- [PROBLEM STATEMENT]: Filter the data for lines with the word "React", then copy every line so identified.

- [AVAILABLE DATA]:
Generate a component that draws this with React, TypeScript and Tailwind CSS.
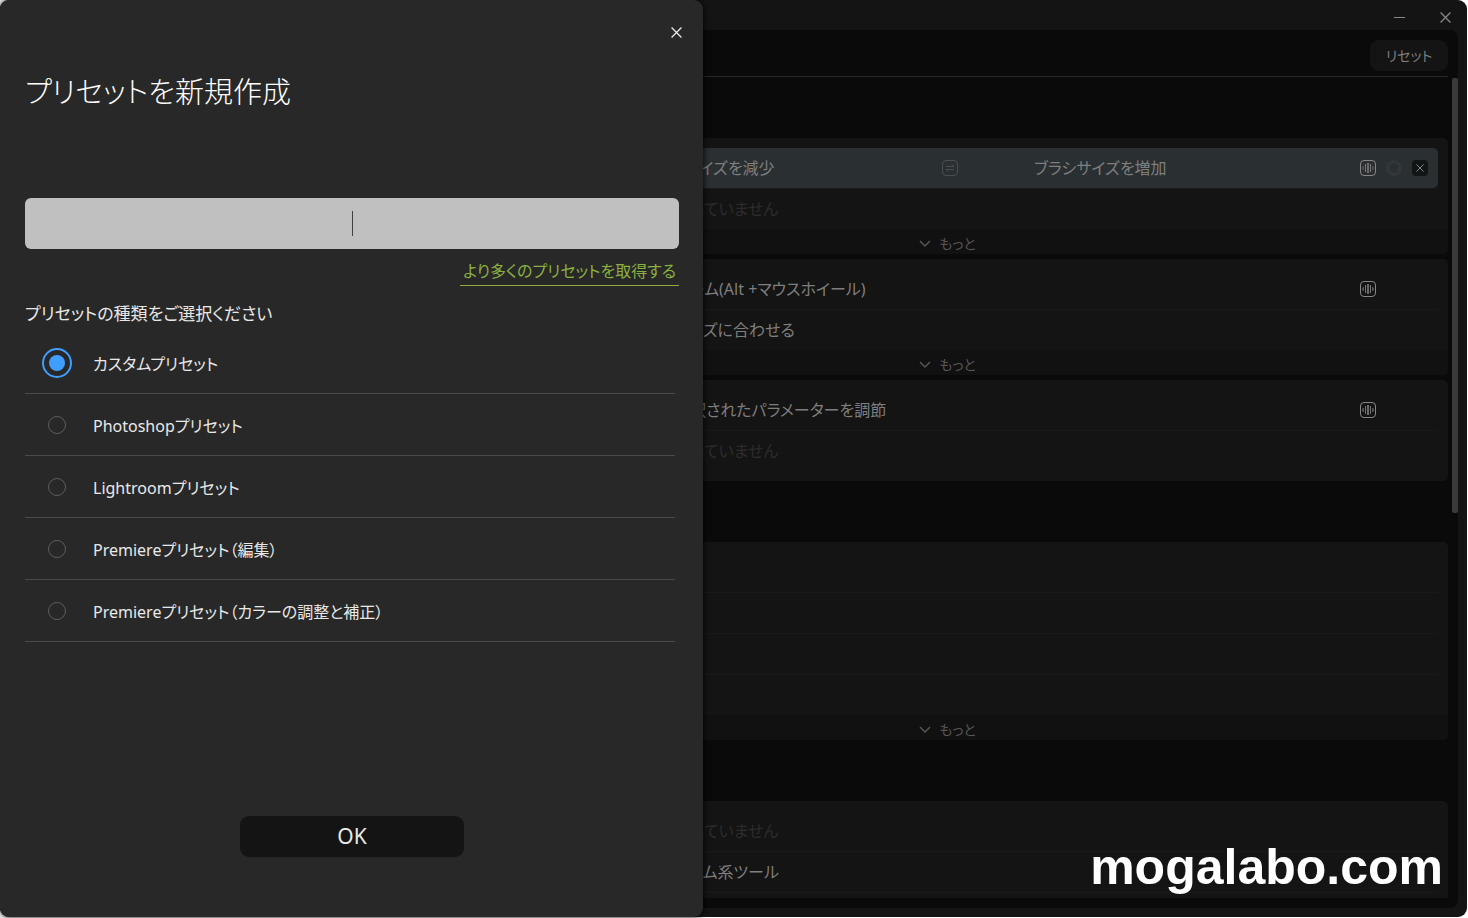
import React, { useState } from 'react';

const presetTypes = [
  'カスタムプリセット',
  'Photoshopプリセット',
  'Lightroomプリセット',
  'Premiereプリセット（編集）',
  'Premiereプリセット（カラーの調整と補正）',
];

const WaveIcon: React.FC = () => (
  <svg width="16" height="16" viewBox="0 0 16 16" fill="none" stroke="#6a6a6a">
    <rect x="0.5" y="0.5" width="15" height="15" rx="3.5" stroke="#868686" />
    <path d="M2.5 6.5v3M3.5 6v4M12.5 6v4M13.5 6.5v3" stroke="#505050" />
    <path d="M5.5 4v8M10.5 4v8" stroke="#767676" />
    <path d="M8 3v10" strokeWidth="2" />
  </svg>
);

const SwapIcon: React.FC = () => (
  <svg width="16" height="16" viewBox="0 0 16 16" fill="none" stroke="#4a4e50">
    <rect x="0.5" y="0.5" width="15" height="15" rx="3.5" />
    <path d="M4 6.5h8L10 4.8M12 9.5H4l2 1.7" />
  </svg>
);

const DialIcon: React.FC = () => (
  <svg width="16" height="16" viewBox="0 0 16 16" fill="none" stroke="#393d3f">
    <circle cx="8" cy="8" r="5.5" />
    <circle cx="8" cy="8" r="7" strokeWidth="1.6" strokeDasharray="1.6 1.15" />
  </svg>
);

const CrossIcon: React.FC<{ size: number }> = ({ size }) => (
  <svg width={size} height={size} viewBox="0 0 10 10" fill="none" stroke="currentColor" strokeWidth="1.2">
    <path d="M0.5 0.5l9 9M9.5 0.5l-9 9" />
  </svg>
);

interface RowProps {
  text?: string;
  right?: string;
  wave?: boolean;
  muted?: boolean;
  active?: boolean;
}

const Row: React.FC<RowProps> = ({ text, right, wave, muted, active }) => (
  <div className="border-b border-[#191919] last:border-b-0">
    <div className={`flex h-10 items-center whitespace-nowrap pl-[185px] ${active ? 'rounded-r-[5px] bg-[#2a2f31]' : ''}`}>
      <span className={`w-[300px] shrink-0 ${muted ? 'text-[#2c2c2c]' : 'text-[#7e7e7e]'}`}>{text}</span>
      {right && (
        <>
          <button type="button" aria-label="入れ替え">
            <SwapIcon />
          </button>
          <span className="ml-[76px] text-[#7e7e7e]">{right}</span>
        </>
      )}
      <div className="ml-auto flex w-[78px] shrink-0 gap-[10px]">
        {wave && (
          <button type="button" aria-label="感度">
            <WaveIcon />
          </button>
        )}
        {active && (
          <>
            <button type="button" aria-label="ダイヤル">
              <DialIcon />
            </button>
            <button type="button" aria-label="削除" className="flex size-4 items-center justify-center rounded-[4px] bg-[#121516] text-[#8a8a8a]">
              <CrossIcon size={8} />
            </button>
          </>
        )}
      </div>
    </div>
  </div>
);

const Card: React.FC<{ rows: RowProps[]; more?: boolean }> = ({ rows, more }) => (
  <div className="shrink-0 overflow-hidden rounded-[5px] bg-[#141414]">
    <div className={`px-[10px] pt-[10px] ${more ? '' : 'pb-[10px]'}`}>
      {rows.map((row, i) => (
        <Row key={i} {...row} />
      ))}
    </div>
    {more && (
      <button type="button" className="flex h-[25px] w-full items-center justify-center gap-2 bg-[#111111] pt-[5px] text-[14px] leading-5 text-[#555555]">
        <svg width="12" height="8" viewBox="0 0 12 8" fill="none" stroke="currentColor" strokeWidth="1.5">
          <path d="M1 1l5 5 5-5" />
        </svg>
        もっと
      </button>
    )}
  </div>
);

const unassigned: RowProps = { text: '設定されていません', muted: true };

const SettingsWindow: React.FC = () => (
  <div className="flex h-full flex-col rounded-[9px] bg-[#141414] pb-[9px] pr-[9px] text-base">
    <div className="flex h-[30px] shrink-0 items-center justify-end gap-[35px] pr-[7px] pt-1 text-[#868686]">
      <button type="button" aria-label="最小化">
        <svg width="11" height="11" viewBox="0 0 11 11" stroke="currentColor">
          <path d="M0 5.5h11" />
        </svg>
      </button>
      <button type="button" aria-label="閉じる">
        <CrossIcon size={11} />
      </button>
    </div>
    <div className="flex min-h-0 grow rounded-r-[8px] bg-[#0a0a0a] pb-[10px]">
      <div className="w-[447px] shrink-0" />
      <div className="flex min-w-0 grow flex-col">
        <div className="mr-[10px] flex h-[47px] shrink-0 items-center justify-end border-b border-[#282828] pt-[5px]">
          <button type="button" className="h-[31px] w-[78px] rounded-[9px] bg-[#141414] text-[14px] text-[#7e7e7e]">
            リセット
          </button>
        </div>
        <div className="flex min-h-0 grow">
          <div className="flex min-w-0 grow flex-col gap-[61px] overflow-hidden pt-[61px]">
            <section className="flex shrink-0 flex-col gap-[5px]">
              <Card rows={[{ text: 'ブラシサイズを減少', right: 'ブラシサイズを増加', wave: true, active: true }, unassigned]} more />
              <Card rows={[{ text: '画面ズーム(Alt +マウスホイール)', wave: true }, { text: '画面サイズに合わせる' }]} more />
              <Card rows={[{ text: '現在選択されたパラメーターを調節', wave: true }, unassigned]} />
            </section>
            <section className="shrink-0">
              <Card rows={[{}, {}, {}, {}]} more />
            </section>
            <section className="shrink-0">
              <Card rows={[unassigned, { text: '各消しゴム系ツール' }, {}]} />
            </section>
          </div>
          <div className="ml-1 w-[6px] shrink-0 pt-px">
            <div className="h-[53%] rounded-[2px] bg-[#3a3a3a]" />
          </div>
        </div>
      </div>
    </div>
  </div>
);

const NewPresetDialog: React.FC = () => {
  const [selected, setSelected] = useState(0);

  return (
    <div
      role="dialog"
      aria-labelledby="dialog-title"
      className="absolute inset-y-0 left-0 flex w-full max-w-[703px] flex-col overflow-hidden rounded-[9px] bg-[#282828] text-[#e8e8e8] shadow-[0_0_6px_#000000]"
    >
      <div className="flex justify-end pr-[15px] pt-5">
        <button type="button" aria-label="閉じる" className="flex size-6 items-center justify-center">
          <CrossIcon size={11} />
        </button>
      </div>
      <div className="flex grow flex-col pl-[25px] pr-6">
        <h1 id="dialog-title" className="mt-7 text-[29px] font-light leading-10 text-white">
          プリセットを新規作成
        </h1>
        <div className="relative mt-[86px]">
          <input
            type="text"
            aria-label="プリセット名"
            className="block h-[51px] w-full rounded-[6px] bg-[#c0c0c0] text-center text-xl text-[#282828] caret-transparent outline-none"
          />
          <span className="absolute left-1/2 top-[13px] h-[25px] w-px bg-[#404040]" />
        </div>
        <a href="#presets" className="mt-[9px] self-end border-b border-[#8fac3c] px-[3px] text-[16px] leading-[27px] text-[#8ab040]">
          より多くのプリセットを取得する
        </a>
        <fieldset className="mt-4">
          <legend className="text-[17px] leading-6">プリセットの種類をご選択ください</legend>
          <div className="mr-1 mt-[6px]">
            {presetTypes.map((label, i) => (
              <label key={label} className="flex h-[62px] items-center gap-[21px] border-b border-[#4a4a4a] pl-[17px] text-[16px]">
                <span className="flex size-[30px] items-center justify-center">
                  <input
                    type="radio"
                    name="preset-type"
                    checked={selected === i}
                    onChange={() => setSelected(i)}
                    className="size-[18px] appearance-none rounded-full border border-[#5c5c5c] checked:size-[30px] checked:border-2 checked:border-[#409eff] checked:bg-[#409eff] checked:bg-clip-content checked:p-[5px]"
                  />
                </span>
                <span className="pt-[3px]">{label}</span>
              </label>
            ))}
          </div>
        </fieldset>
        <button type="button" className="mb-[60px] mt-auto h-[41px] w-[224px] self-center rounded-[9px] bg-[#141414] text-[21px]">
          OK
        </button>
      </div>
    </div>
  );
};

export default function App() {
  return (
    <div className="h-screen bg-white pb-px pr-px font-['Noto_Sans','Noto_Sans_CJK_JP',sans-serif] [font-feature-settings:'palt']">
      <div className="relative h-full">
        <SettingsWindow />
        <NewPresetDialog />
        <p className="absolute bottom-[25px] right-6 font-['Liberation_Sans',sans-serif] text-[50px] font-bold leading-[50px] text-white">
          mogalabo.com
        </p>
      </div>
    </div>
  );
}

- [RESULT BELOW]:
Generate a component that draws this with React, TypeScript and Tailwind CSS.
import React, { useState } from 'react';
const WaveIcon: React.FC = () => (
const SwapIcon: React.FC = () => (
const DialIcon: React.FC = () => (
const CrossIcon: React.FC<{ size: number }> = ({ size }) => (
const Row: React.FC<RowProps> = ({ text, right, wave, muted, active }) => (
const Card: React.FC<{ rows: RowProps[]; more?: boolean }> = ({ rows, more }) => (
const SettingsWindow: React.FC = () => (
const NewPresetDialog: React.FC = () => {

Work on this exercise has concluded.